* What is expected *
Return the material word for word. Do not include pictures.
── Provided information
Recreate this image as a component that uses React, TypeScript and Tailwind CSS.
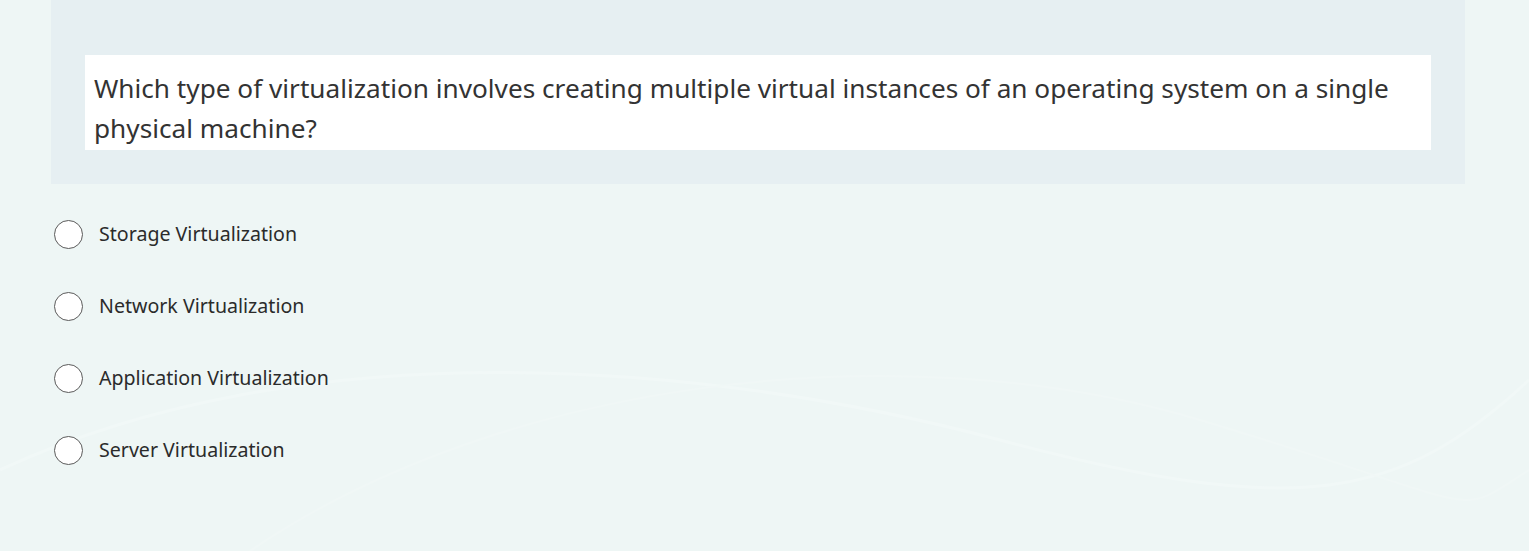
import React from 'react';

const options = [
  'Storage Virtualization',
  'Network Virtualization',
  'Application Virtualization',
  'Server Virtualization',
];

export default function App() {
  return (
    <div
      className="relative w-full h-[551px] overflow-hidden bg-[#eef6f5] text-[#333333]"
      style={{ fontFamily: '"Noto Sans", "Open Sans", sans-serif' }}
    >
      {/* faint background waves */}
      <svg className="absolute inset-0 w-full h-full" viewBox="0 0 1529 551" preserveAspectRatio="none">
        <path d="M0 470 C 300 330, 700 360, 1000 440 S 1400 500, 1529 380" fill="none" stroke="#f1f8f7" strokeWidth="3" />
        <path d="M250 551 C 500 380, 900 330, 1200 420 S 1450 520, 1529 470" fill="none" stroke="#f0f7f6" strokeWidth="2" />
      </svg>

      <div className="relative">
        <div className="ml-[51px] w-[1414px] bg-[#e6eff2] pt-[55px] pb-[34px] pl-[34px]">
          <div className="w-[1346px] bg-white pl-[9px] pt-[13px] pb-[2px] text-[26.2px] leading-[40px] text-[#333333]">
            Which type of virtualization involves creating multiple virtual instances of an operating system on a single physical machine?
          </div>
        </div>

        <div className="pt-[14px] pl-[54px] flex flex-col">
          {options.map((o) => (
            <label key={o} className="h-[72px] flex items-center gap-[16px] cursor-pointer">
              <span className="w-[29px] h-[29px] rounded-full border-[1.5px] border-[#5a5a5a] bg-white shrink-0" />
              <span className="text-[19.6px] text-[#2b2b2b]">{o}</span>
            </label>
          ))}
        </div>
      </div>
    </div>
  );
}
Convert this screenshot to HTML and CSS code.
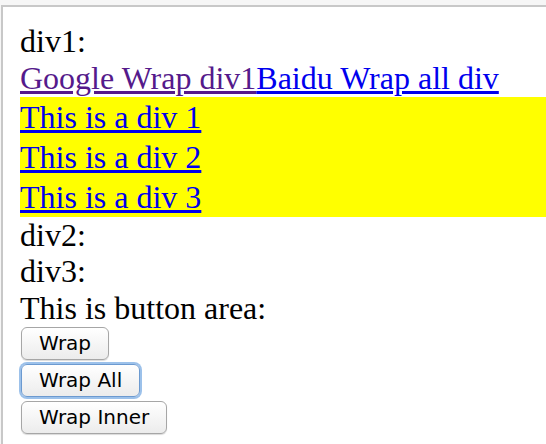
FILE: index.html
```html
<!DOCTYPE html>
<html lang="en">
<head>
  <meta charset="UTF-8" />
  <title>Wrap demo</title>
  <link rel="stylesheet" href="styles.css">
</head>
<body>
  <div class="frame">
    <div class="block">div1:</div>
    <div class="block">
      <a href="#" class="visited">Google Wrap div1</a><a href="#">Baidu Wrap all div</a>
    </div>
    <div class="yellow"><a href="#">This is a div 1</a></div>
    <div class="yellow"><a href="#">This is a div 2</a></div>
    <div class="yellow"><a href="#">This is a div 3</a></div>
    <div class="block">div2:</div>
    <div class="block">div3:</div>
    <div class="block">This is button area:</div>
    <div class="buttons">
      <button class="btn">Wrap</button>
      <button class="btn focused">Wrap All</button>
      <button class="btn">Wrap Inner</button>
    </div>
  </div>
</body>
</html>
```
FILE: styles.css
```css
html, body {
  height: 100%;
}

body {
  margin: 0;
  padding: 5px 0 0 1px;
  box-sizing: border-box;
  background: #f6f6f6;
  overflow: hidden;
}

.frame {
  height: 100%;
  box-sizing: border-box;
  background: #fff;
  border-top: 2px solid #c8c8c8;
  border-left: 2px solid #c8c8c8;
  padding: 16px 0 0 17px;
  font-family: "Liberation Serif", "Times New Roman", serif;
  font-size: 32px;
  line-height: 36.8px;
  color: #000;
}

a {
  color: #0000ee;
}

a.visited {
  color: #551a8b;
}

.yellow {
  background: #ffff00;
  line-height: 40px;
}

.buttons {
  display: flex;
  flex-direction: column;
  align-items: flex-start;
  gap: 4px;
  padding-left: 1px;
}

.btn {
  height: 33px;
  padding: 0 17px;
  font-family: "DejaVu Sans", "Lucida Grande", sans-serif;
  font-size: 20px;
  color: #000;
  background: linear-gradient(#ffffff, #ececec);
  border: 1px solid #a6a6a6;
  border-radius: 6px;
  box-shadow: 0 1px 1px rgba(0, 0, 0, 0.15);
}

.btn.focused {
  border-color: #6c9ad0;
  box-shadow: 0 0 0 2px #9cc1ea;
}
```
────
* Solution to the problem *
Recreate this image as a component that uses React, TypeScript and Tailwind CSS.
import React from 'react';

const options = [
  'Storage Virtualization',
  'Network Virtualization',
  'Application Virtualization',
  'Server Virtualization',
];

export default function App() {
  return (
    <div
      className="relative w-full h-[551px] overflow-hidden bg-[#eef6f5] text-[#333333]"
      style={{ fontFamily: '"Noto Sans", "Open Sans", sans-serif' }}
    >
      {/* faint background waves */}
      <svg className="absolute inset-0 w-full h-full" viewBox="0 0 1529 551" preserveAspectRatio="none">
        <path d="M0 470 C 300 330, 700 360, 1000 440 S 1400 500, 1529 380" fill="none" stroke="#f1f8f7" strokeWidth="3" />
        <path d="M250 551 C 500 380, 900 330, 1200 420 S 1450 520, 1529 470" fill="none" stroke="#f0f7f6" strokeWidth="2" />
      </svg>

      <div className="relative">
        <div className="ml-[51px] w-[1414px] bg-[#e6eff2] pt-[55px] pb-[34px] pl-[34px]">
          <div className="w-[1346px] bg-white pl-[9px] pt-[13px] pb-[2px] text-[26.2px] leading-[40px] text-[#333333]">
            Which type of virtualization involves creating multiple virtual instances of an operating system on a single physical machine?
          </div>
        </div>

        <div className="pt-[14px] pl-[54px] flex flex-col">
          {options.map((o) => (
            <label key={o} className="h-[72px] flex items-center gap-[16px] cursor-pointer">
              <span className="w-[29px] h-[29px] rounded-full border-[1.5px] border-[#5a5a5a] bg-white shrink-0" />
              <span className="text-[19.6px] text-[#2b2b2b]">{o}</span>
            </label>
          ))}
        </div>
      </div>
    </div>
  );
}
Convert this screenshot to HTML and CSS code.
FILE: index.html
```html
<!DOCTYPE html>
<html lang="en">
<head>
  <meta charset="UTF-8" />
  <title>Wrap demo</title>
  <link rel="stylesheet" href="styles.css">
</head>
<body>
  <div class="frame">
    <div class="block">div1:</div>
    <div class="block">
      <a href="#" class="visited">Google Wrap div1</a><a href="#">Baidu Wrap all div</a>
    </div>
    <div class="yellow"><a href="#">This is a div 1</a></div>
    <div class="yellow"><a href="#">This is a div 2</a></div>
    <div class="yellow"><a href="#">This is a div 3</a></div>
    <div class="block">div2:</div>
    <div class="block">div3:</div>
    <div class="block">This is button area:</div>
    <div class="buttons">
      <button class="btn">Wrap</button>
      <button class="btn focused">Wrap All</button>
      <button class="btn">Wrap Inner</button>
    </div>
  </div>
</body>
</html>
```
FILE: styles.css
```css
html, body {
  height: 100%;
}

body {
  margin: 0;
  padding: 5px 0 0 1px;
  box-sizing: border-box;
  background: #f6f6f6;
  overflow: hidden;
}

.frame {
  height: 100%;
  box-sizing: border-box;
  background: #fff;
  border-top: 2px solid #c8c8c8;
  border-left: 2px solid #c8c8c8;
  padding: 16px 0 0 17px;
  font-family: "Liberation Serif", "Times New Roman", serif;
  font-size: 32px;
  line-height: 36.8px;
  color: #000;
}

a {
  color: #0000ee;
}

a.visited {
  color: #551a8b;
}

.yellow {
  background: #ffff00;
  line-height: 40px;
}

.buttons {
  display: flex;
  flex-direction: column;
  align-items: flex-start;
  gap: 4px;
  padding-left: 1px;
}

.btn {
  height: 33px;
  padding: 0 17px;
  font-family: "DejaVu Sans", "Lucida Grande", sans-serif;
  font-size: 20px;
  color: #000;
  background: linear-gradient(#ffffff, #ececec);
  border: 1px solid #a6a6a6;
  border-radius: 6px;
  box-shadow: 0 1px 1px rgba(0, 0, 0, 0.15);
}

.btn.focused {
  border-color: #6c9ad0;
  box-shadow: 0 0 0 2px #9cc1ea;
}
```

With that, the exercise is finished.